**What is needed**: Where a line holds the string "styles", return that line.

(Web page code records)
###

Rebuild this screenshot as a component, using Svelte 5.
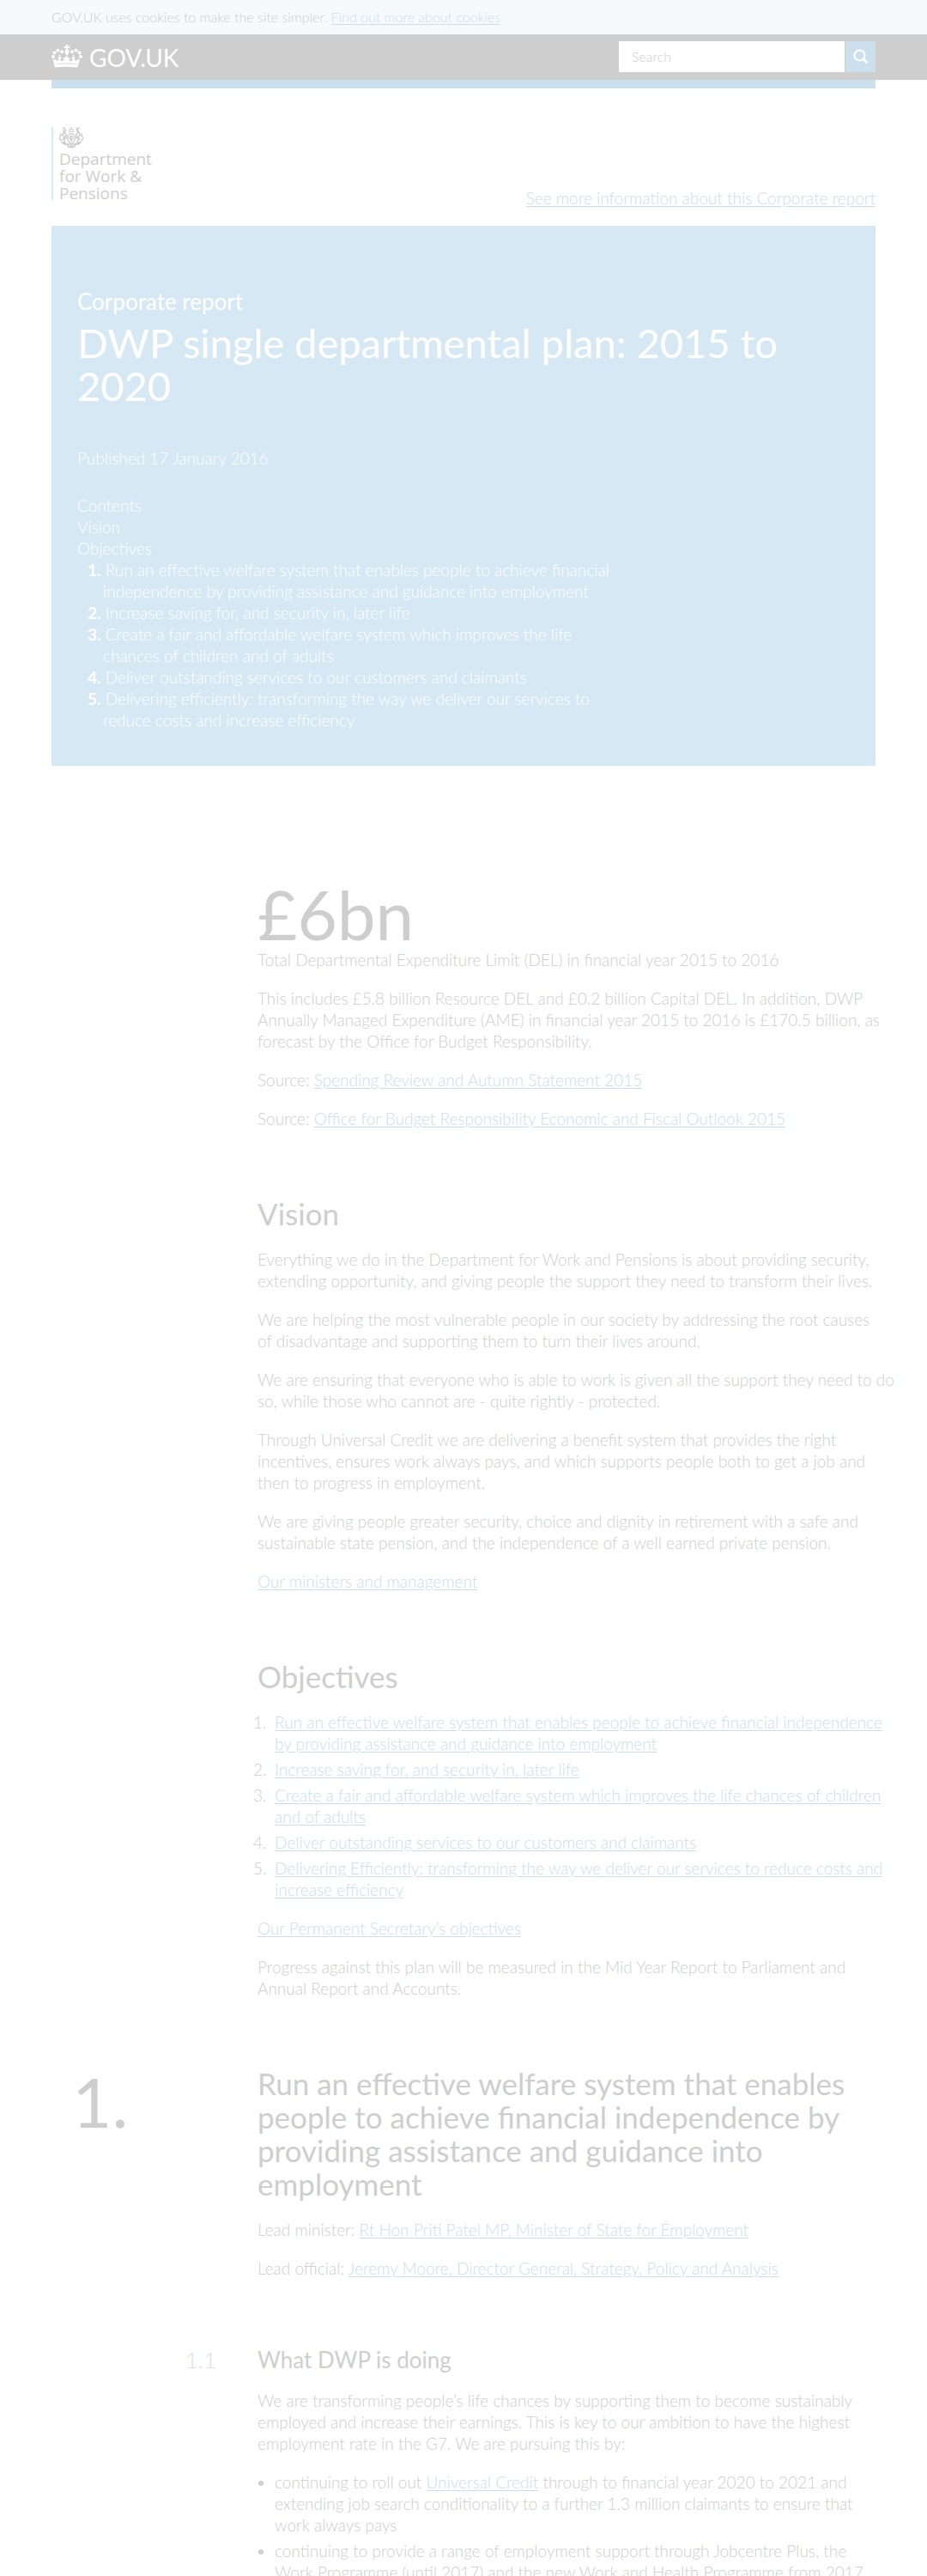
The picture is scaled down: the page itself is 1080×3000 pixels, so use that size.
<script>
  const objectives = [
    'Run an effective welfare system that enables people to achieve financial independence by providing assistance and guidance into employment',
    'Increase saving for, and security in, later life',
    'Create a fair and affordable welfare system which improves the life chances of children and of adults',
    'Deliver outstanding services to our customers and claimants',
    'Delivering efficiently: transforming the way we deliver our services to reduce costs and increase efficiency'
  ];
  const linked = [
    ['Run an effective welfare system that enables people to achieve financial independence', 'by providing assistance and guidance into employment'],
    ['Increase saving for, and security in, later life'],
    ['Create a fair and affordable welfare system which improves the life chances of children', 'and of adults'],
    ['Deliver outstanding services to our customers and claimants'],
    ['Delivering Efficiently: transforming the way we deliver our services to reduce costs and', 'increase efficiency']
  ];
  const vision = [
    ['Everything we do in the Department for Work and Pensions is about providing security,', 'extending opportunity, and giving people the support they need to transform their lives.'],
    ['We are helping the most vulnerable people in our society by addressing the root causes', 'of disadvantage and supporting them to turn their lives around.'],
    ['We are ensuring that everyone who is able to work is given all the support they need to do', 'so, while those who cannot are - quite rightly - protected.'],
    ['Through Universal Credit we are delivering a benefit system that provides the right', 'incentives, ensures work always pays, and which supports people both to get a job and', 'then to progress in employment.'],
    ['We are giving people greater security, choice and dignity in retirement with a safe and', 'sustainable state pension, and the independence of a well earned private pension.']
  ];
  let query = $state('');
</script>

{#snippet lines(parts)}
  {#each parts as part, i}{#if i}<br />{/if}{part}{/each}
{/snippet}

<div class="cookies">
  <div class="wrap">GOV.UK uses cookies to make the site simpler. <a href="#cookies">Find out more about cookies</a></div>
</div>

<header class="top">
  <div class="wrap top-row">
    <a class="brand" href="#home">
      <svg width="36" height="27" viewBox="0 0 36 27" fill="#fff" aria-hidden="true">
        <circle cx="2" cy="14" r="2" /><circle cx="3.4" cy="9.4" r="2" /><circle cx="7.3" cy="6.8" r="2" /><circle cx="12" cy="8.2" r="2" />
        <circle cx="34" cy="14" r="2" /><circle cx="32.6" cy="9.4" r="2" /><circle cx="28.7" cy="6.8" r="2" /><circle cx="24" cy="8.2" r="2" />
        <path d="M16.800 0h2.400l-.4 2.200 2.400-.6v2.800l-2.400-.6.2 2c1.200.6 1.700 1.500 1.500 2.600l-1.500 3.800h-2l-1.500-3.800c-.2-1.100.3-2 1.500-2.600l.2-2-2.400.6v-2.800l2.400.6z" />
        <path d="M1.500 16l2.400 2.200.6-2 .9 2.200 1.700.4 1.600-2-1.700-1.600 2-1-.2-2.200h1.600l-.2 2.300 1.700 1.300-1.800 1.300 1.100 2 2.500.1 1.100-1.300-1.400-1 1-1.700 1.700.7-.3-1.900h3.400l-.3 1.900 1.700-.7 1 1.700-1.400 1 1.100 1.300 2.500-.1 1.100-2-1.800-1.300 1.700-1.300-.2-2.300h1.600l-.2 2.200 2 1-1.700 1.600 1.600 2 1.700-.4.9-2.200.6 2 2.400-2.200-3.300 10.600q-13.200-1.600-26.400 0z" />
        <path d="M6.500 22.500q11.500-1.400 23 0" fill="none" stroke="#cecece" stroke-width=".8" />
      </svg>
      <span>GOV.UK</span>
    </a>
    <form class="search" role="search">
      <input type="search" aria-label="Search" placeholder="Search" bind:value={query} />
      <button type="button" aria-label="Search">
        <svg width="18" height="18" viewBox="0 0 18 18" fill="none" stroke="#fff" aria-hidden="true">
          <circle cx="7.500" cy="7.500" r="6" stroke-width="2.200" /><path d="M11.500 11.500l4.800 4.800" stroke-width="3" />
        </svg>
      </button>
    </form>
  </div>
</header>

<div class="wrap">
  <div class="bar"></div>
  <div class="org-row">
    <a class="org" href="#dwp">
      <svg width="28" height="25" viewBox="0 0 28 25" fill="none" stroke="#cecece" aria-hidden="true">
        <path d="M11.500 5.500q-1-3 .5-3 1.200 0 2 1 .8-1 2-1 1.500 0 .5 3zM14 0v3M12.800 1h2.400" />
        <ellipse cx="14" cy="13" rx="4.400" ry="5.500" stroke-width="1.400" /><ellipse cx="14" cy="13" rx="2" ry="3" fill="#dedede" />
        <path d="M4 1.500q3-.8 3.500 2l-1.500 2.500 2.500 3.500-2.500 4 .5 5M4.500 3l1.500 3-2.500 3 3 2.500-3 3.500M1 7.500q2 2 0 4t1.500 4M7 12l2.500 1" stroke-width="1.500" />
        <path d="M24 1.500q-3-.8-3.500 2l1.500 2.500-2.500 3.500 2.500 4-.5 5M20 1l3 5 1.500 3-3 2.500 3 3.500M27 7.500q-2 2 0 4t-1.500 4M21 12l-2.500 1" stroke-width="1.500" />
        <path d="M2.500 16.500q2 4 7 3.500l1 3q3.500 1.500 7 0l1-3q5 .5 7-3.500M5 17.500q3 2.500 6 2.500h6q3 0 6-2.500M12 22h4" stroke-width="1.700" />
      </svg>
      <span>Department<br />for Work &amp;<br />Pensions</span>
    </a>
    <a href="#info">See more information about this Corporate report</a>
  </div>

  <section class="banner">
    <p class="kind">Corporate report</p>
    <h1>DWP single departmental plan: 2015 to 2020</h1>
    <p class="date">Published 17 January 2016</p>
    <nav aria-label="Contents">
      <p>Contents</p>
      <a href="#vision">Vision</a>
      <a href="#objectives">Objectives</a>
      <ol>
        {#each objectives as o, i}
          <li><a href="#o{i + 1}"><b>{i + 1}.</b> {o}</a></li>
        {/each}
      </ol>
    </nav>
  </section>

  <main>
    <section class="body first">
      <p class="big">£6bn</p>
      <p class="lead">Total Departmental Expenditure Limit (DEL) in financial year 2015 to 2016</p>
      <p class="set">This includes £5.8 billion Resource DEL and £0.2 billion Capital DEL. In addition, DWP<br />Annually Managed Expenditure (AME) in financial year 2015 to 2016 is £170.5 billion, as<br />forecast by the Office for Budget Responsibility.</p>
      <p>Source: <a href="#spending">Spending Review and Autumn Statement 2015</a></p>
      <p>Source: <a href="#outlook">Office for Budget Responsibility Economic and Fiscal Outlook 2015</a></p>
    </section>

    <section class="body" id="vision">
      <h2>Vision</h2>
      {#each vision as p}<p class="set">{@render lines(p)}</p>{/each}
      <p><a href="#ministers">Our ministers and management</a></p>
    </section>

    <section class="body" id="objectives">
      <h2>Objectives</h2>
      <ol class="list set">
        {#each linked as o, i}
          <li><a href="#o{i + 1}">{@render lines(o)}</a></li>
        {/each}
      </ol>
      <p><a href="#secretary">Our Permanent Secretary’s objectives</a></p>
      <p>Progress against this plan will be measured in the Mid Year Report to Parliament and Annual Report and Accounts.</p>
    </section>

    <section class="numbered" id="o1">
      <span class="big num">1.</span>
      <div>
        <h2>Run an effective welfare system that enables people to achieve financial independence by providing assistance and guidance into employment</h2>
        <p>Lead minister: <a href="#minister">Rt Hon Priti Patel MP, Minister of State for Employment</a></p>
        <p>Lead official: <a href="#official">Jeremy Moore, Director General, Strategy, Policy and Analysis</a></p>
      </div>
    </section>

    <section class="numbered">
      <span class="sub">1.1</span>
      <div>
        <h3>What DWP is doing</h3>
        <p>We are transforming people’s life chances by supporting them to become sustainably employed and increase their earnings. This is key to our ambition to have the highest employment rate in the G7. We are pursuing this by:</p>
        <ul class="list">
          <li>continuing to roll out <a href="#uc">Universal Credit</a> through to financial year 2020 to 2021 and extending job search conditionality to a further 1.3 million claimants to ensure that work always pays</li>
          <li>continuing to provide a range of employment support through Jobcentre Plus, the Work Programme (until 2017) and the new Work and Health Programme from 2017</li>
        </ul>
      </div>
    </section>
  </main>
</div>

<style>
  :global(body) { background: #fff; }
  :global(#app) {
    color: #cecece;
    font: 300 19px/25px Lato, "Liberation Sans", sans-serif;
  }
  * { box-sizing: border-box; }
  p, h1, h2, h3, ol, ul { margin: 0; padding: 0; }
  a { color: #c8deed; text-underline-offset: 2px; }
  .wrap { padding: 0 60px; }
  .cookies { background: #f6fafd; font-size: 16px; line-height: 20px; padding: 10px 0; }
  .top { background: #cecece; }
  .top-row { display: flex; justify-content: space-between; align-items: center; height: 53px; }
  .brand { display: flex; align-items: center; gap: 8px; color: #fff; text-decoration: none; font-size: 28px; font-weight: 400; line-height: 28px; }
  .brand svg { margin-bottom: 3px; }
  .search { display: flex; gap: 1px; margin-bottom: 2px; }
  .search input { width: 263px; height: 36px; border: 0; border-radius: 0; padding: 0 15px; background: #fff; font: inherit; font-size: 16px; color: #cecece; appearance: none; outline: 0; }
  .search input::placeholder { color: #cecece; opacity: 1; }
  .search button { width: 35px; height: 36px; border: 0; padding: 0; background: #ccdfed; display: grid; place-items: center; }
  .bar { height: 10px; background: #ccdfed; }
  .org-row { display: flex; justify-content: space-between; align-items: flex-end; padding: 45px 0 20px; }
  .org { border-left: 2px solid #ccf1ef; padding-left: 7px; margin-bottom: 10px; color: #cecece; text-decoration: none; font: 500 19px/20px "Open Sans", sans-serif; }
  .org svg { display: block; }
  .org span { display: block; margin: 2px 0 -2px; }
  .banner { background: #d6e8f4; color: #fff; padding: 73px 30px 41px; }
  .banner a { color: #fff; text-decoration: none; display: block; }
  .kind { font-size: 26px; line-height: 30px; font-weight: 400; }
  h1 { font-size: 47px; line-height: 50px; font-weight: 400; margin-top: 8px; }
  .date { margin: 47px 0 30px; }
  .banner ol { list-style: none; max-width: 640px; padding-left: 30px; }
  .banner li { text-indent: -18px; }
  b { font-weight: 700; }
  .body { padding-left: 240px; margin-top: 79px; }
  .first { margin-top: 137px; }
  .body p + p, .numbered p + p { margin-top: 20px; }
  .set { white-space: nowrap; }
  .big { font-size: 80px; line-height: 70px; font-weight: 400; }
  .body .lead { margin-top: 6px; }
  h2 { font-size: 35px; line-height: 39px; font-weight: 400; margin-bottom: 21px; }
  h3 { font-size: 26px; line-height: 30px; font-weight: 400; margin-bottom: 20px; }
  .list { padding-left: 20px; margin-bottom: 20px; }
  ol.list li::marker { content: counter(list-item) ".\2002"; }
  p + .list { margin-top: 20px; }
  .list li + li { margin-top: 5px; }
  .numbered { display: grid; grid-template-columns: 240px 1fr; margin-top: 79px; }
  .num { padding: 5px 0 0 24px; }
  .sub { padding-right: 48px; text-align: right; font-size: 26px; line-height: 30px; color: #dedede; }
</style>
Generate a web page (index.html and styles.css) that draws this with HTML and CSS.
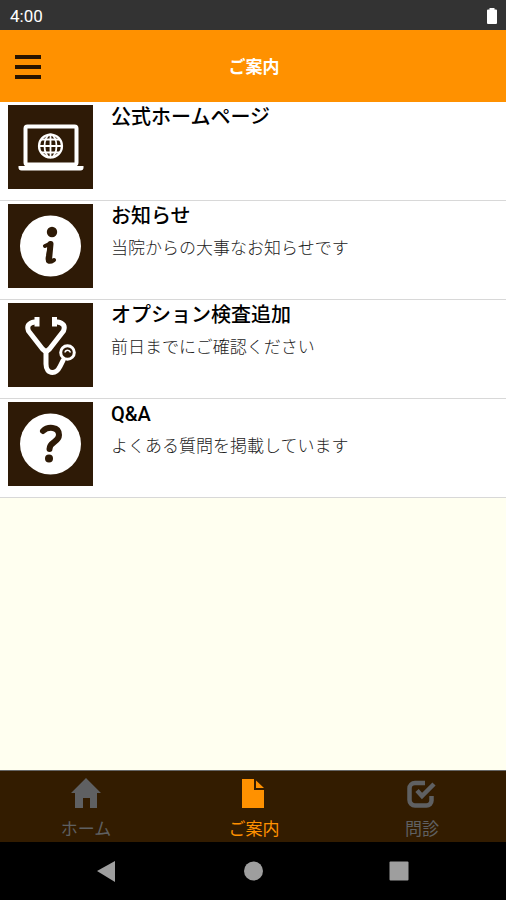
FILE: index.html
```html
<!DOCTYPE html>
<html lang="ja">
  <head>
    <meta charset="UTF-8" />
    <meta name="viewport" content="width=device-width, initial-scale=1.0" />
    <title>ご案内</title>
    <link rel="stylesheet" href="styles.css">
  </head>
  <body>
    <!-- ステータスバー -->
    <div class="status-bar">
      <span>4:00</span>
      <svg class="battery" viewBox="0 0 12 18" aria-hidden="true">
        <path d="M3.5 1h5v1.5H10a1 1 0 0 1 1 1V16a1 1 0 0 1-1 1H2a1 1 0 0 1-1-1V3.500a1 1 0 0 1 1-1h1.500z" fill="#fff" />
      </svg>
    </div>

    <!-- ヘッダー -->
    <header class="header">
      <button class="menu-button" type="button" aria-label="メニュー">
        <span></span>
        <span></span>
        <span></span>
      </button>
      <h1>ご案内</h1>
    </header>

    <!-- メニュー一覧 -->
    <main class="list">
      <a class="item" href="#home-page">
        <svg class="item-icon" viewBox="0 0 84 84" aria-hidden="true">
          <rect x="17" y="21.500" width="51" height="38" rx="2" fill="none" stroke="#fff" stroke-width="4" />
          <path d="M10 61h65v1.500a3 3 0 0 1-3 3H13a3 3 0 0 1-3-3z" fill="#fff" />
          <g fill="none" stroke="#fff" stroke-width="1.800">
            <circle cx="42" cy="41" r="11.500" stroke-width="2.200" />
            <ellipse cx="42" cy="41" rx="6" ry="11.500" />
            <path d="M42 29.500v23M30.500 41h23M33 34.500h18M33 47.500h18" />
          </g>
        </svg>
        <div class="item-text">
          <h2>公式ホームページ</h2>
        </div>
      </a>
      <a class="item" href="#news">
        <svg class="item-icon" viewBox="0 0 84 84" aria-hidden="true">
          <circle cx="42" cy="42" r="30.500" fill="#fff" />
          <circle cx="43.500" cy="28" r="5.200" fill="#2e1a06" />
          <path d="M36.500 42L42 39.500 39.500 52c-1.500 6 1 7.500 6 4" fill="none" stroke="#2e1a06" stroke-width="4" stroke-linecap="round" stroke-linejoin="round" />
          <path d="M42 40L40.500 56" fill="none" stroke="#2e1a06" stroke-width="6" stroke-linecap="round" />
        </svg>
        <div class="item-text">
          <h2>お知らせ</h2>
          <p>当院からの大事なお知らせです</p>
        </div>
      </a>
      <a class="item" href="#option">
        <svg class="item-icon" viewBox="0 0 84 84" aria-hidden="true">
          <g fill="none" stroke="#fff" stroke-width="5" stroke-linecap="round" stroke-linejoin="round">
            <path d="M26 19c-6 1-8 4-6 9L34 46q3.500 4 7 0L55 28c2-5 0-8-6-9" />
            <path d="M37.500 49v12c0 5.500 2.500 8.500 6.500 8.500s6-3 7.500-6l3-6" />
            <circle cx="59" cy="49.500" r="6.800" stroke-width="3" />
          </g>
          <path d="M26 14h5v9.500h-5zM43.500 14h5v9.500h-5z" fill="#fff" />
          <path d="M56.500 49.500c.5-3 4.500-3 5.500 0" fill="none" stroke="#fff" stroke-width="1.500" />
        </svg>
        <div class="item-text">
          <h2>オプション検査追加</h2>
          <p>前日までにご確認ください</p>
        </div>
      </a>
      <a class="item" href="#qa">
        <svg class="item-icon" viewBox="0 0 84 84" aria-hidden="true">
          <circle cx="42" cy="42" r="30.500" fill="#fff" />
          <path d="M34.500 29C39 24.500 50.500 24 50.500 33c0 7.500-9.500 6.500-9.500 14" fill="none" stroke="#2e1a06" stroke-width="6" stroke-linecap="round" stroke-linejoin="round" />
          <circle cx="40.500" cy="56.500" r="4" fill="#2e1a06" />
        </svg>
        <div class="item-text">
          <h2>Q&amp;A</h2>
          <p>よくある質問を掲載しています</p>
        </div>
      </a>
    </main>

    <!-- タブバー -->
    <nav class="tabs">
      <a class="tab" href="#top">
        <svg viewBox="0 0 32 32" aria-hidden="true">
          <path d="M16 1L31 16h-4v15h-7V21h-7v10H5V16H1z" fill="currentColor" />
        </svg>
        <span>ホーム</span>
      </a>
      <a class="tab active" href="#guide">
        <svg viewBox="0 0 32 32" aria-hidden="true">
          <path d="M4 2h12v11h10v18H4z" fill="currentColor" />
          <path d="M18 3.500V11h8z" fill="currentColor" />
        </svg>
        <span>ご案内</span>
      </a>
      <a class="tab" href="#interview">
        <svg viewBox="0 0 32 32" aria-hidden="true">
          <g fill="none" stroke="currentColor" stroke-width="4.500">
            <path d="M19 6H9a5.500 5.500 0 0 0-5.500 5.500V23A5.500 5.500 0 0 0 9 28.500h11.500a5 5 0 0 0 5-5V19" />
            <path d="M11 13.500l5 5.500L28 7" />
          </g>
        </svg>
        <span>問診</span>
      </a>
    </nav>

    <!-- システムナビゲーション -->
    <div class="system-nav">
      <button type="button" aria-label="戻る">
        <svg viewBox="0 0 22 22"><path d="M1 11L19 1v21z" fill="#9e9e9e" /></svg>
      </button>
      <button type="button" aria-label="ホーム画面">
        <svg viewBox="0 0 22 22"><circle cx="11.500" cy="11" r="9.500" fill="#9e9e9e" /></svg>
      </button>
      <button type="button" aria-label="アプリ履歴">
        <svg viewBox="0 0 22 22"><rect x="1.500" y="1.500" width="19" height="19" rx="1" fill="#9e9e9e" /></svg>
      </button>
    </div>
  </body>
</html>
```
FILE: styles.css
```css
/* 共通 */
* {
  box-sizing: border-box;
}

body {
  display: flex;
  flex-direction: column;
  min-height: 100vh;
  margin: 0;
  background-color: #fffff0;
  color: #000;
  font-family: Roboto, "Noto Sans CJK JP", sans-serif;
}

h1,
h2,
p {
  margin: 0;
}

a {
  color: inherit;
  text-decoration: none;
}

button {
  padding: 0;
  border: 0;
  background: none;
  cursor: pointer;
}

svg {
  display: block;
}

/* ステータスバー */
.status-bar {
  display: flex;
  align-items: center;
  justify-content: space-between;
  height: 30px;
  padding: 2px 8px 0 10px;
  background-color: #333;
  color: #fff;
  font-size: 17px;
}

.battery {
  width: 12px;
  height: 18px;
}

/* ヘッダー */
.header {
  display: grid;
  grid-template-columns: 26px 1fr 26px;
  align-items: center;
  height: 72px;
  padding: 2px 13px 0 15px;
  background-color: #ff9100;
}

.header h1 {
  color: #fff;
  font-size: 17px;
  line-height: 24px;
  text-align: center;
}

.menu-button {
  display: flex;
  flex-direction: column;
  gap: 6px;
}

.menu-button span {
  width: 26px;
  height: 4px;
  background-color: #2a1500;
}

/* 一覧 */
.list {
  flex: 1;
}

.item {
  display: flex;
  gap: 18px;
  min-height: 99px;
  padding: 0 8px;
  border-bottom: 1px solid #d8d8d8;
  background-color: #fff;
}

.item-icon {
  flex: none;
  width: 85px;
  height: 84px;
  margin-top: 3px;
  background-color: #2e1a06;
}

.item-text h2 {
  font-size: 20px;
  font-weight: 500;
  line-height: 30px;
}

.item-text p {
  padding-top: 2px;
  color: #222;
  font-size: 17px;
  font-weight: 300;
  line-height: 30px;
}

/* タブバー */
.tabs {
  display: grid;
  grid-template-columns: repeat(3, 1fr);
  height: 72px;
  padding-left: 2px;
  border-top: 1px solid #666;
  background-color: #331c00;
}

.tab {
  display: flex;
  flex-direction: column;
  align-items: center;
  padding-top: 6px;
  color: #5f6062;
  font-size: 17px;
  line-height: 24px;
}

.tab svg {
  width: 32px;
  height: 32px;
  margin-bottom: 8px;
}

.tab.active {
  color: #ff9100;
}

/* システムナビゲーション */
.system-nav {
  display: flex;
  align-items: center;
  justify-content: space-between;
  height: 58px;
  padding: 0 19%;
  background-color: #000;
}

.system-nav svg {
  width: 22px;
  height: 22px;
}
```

###

**Output for this exercise**:
Generate a web page (index.html and styles.css) that draws this with HTML and CSS.
    <link rel="stylesheet" href="styles.css">
FILE: styles.css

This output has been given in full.